Poor, foolish Mr. Finch. Anyone who’s ever seen "Maury" knows that you can’t seriously deny parentage once the paternity test comes out. All you can do is claim “the bitch said she was on the pill!” and try not to look too dejected as she booty shakes to the crowd in celebration. It’s the only dignified way to go.
Instead, Finch got dragged into court and despite evidence that the marriage was fucked [FN 4] long before he became Ms. Valentine’s special Valentine, he got nailed for $750k in damages. For getting his dick wet. Yowza.
Unfortunately for Finch, he’s pretty much out of legal options here. First, he appealed to the Mississippi Supreme Court.
In upholding the verdict in full, the Mississippi Supreme Court spent little effort on the constitutional due process claim. Initially, it said Fitch had not properly raised the issue, but it went ahead and considered it on the merits, and rejected the challenge. The procedural flaw “notwithstanding,” the state court said, “this Court has consistently recognized punitive damages as a legitimate form of relief in alienation of affections cases.” (Along the way, the state Supreme Court rejected a plea by Fitch … to abolish the common law tort of alienation of affections as outdated.)
With that wad blown, he turned to the Supreme Court’s most swingin’ dude, Justice Antonin “I like Orgies” Scalia, in an attempt to at least lessen the $112k punitive damages award. He argued that the award of punitive damages here was both Constitutionally excessive and violated the spirit of the Court’s holding in Lawrence v. Texas. In Lawrence, the Court invalidated anti-sodomy laws, but also asserted a right to personal privacy in the bedroom. Finch hoped this right to personal privacy extended to guys who like to boink their married secretaries.
Scalia’s answer? You’re a screwed one, Mr. Finch.
I’m sure you’re thinking to yourself[FN 5], “If the legal consequences are so bad, how do I avoid falling into the same trap? Just stay away from OPP if I live in the Missy Sippi?”

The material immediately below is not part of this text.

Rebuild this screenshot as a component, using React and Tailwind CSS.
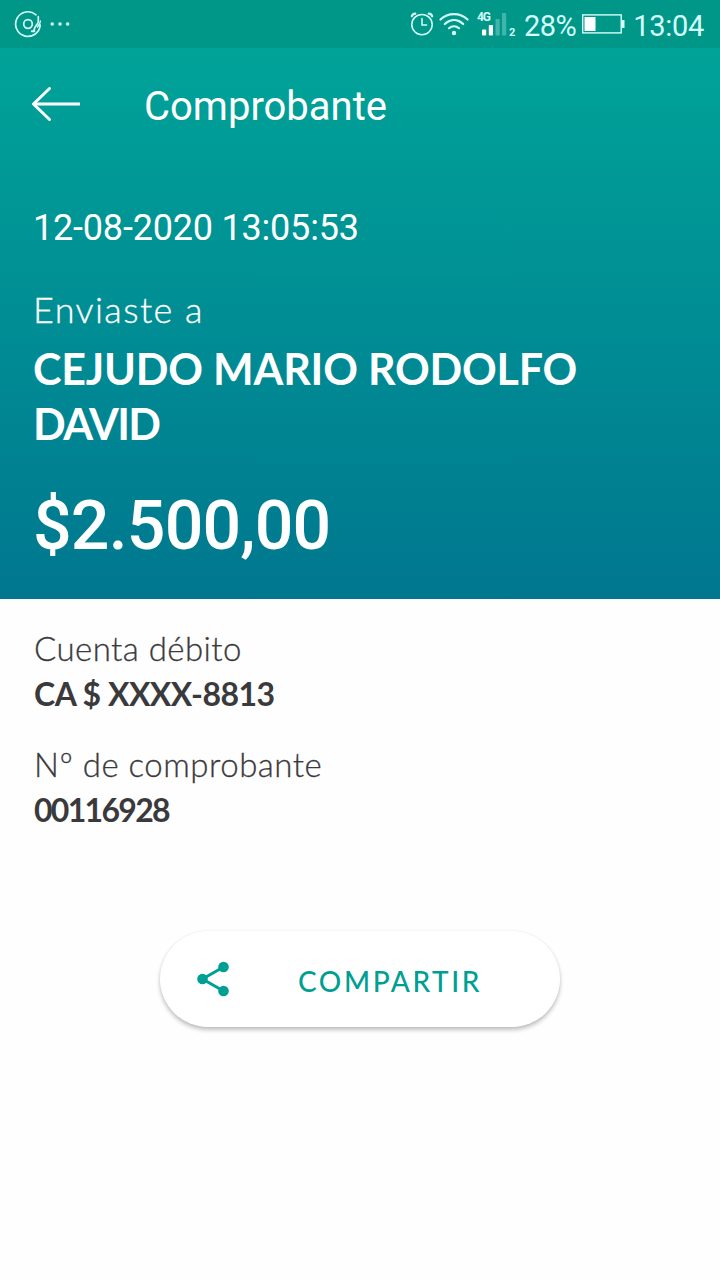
import React from 'react';

const DETAILS = [
  { label: 'Cuenta débito', value: 'CA $ XXXX-8813', labelClass: 'tracking-[0.45px]', valueClass: 'tracking-[-0.5px]' },
  { label: 'Nº de comprobante', value: '00116928', labelClass: 'tracking-[0.5px]', valueClass: 'tracking-[-1.7px]' },
];

function StatusBar() {
  return (
    <div className="flex h-12 items-center justify-between bg-[#009688] text-[#d4fffa]">
      <div className="flex items-center pl-[14px]">
        <svg width="28" height="28" viewBox="0 0 28 28" fill="none" stroke="currentColor" strokeWidth="1.7" strokeLinecap="round">
          <path d="M22 4.8A12.3 12.3 0 1 0 26.2 15" />
          <circle cx="14" cy="14" r="4.3" />
          <path d="M24.3 6.5v5c0 3-4 4-4.500 9.300" />
          <path d="M26.4 11c0 2.500-1.400 4-3 6" strokeWidth="1.3" />
          <path d="M17.8 21.300h2.500" strokeWidth="2" />
        </svg>
        <svg className="ml-2" width="20" height="4" viewBox="0 0 20 4" fill="currentColor">
          <circle cx="2.2" cy="2" r="1.8" />
          <circle cx="10" cy="2" r="1.8" />
          <circle cx="17.7" cy="2" r="1.8" />
        </svg>
      </div>
      <div className="flex items-center pr-4 font-[Roboto,sans-serif] text-[29px] leading-none">
        <svg width="24" height="24" viewBox="0 0 24 24" fill="none" stroke="currentColor" strokeWidth="1.5" strokeLinecap="round">
          <circle cx="12" cy="12.6" r="10.2" />
          <path d="M12 6.5V13h4.600" />
          <path d="M1.800 4.300Q2.500 1.800 5.300 1.600M22.200 4.300Q21.500 1.800 18.700 1.600" strokeWidth="2.2" />
        </svg>
        <svg className="ml-[5px]" width="30" height="24" viewBox="0 0 30 24" fill="none" stroke="currentColor" strokeWidth="2.2" strokeLinecap="round">
          <path d="M1.500 7.500C9 .3 21 .3 28.500 7.500" />
          <path d="M5.800 12C11.500 6.800 18.500 6.800 24.200 12" />
          <path d="M10 16.300c3-2.700 7-2.700 10 0" />
          <circle cx="15" cy="21" r="2.200" fill="currentColor" stroke="none" />
        </svg>
        <svg className="ml-2" width="39" height="26" viewBox="0 0 39 26" fill="currentColor">
          <text x="0" y="10" fontSize="12" fontWeight="700" fontFamily="Roboto, sans-serif" textLength="14">4G</text>
          <rect x="5" y="18.500" width="4.200" height="6" rx=".8" fill="#fff" />
          <rect x="11.800" y="14" width="4.200" height="10.500" rx=".8" fill="#fff" />
          <rect x="18.500" y="8" width="4.200" height="16.500" rx=".8" opacity=".3" />
          <rect x="25" y="2" width="4.200" height="22.500" rx=".8" opacity=".3" />
          <text x="32" y="24.500" fontSize="11" fontWeight="700" fontFamily="Roboto, sans-serif">2</text>
        </svg>
        <span className="ml-[8px] pt-[4px] tracking-[-0.5px]">28%</span>
        <svg className="ml-[6px]" width="43" height="20" viewBox="0 0 43 20" fill="none" stroke="currentColor">
          <rect x=".7" y=".9" width="38.5" height="18" strokeWidth="1.4" />
          <rect x="2.5" y="3" width="11" height="14" fill="#fff" stroke="none" />
          <rect x="39.5" y="6" width="3" height="8" fill="currentColor" stroke="none" />
        </svg>
        <span className="ml-[8px] pt-[4px] tracking-[-0.3px]">13:04</span>
      </div>
    </div>
  );
}

export default function App() {
  return (
    <div className="min-h-[1280px] w-[720px] overflow-hidden bg-[#fefefe] font-[Lato,sans-serif]">
      <StatusBar />

      <header className="h-[551px] bg-linear-to-b from-[#00a398] to-[#00778f] px-[33px] text-white">
        <div className="flex h-28 items-center">
          <svg className="-ml-[2px] shrink-0" width="50" height="36" viewBox="0 0 50 36" fill="none" stroke="currentColor" strokeWidth="3" strokeLinejoin="round">
            <path d="M49 18H3" />
            <path d="M18.500 2.500L2.500 18l16 15.500" strokeLinecap="round" />
          </svg>
          <h1 className="ml-[63px] pt-[6px] font-[Roboto,sans-serif] text-[40px] leading-[48px]">Comprobante</h1>
        </div>
        <p className="mt-[46px] font-[Roboto,sans-serif] text-[36px] leading-[44px] tracking-[-0.2px]">12-08-2020 13:05:53</p>
        <p className="mt-[37px] text-[36px] leading-[44px] font-light tracking-[1.4px] [-webkit-text-stroke:0.3px]">Enviaste a</p>
        <p className="mt-[10px] text-[43px] leading-[55px] font-bold tracking-[-0.2px]">
          CEJUDO MARIO RODOLFO
          <br />
          <span className="tracking-[-1.6px]">DAVID</span>
        </p>
        <p className="mt-[35px] font-[Roboto,sans-serif] text-[68px] leading-[80px] font-medium tracking-[-0.8px]">$2.500,00</p>
      </header>

      <dl className="flex flex-col gap-[26px] px-[34px] pt-[27px] text-[#3a3a3c]">
        {DETAILS.map((item) => (
          <div key={item.label}>
            <dt className={`text-[33px] leading-[45px] font-light [-webkit-text-stroke:0.3px] ${item.labelClass}`}>{item.label}</dt>
            <dd className={`text-[32px] leading-[45px] font-bold ${item.valueClass}`}>{item.value}</dd>
          </div>
        ))}
      </dl>

      <button className="mx-auto mt-[99px] flex h-24 w-[400px] items-center rounded-full bg-white pl-[36px] text-[#009f94] shadow-[0_3px_4px_rgba(0,0,0,0.24),0_0_3px_rgba(0,0,0,0.06)]">
        <svg width="34" height="36" viewBox="0 0 34 36" fill="currentColor" stroke="currentColor">
          <path d="M27.500 6L6.500 18l21 12" fill="none" strokeWidth="3" />
          <circle cx="27.5" cy="6" r="5.3" stroke="none" />
          <circle cx="6.5" cy="18" r="5.3" stroke="none" />
          <circle cx="27.5" cy="30" r="5.3" stroke="none" />
        </svg>
        <span className="ml-[68px] pt-[3px] text-[28px] font-medium tracking-[2.6px]">COMPARTIR</span>
      </button>
    </div>
  );
}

I’m glad you asked! First, it’s important to note that these causes of action are generally based in common law, which means they’re not statutory but rather they’ve been created by the courts over the centuries. In the '60s and '70s, most states that aren’t fucking insane all passed “Anti-Heart Balm legislation” (these torts are sometimes called “Heart Balm” cases, for obvious reasons). Others, mainly those with superhuman infatuations with protecting the nebulous and out-dated version of “family”, kept them going. They’re big moneymakers for plaintiffs in other states as well.
[In the] 1990’s, North Carolina juries were even more generous. A 1990 Forsyth County jury award of $300,000 in punitive damages for alienation was sustained on appeal, even though the court struck the compensatory award for $200,000. In 1997 alone, a jury handed down $1.2 million against a female paramour in Forsyth County and awarding another jilted wife $1 million in Alamance County and a deceived husband $243,000 in Wake County. In late 1999, a judge in Durham County valued compensatory damages in a case brought by a husband against his wife’s lover at less than $3,000 in compensatory damages but the judge still awarded $40,000 in punitive damages on the criminal conversation claim.
Even in this decade, the trend of generosity has continued. In August of 2000, a Burke County judge awarded a devastated wife $86,250 for alienation of affection and $15,000 for criminal conversation, totaling $101,250. In May of 2001, in Richmond County, the jury answered the issues of alienation of affection and criminal conversation in favor of the scorned husband and awarded him compensatory damages of $50,000 plus punitive damages of $50,000. Another distraught husband, in Mecklenburg County, received an award of $1.4 million in May, 2001 comprised of $910,000 in compensatory damages and $500,000 in punitive damages.The jury found the doctor who had had an affair with this man’s wife liable for both alienation of affection and criminal conversation. After an appeal the original award of compensatory damages was reversed, the punitive damages award, however, was upheld. In 2007, a Cook County judge ordered a man to pay $4802 to a husband who was grieving the loss of his wife after an affair.
There are basically two types of these causes of action. The aforementioned “alienation of affection.”
To succeed on an alienation claim, the plaintiff has to show that (1) the marriage entailed love between the spouses in some degree; (2) the spousal love was alienated and destroyed; and (3) defendant’s malicious conduct contributed to or caused the loss of affection. It is not necessary to show that the defendant set out to destroy the marital relationship, but only that he or she intentionally engaged in acts which would foreseeably impact on the marriage.
And the even dumber cause of action of “Criminal Conversation” [FN 6], which requires no specific state of mind, only
(1) an act of intercourse and (2) the existence of a valid marriage between the plaintiff and the adulterous spouse, and (3) the bringing of the lawsuit within the applicable statute of limitations.
So, my friends, keep this in mind. If the object of your intarweb affection lives in one of the above states and he, she or it is wearing a wedding band that you didn’t pay for, take heed. You could end up like Mr. Finch: Fucked in every sense of the word.
_______________________________________________
[FN 1]: Do they even have coal mines in Alabama? I have no idea. Don’t bother telling me, I don’t care.
[FN 2]: In more ways than one! Hey-o!
[FN 3]: This is a joke. I am not your attorney.
[FN 4]: Legal term.
[FN 5]: This may be an over-estimation of my readership.
[FN 6]: Please note that this is neither “criminal” nor necessarily requires “conversation.” Don’t ask me, I have no idea.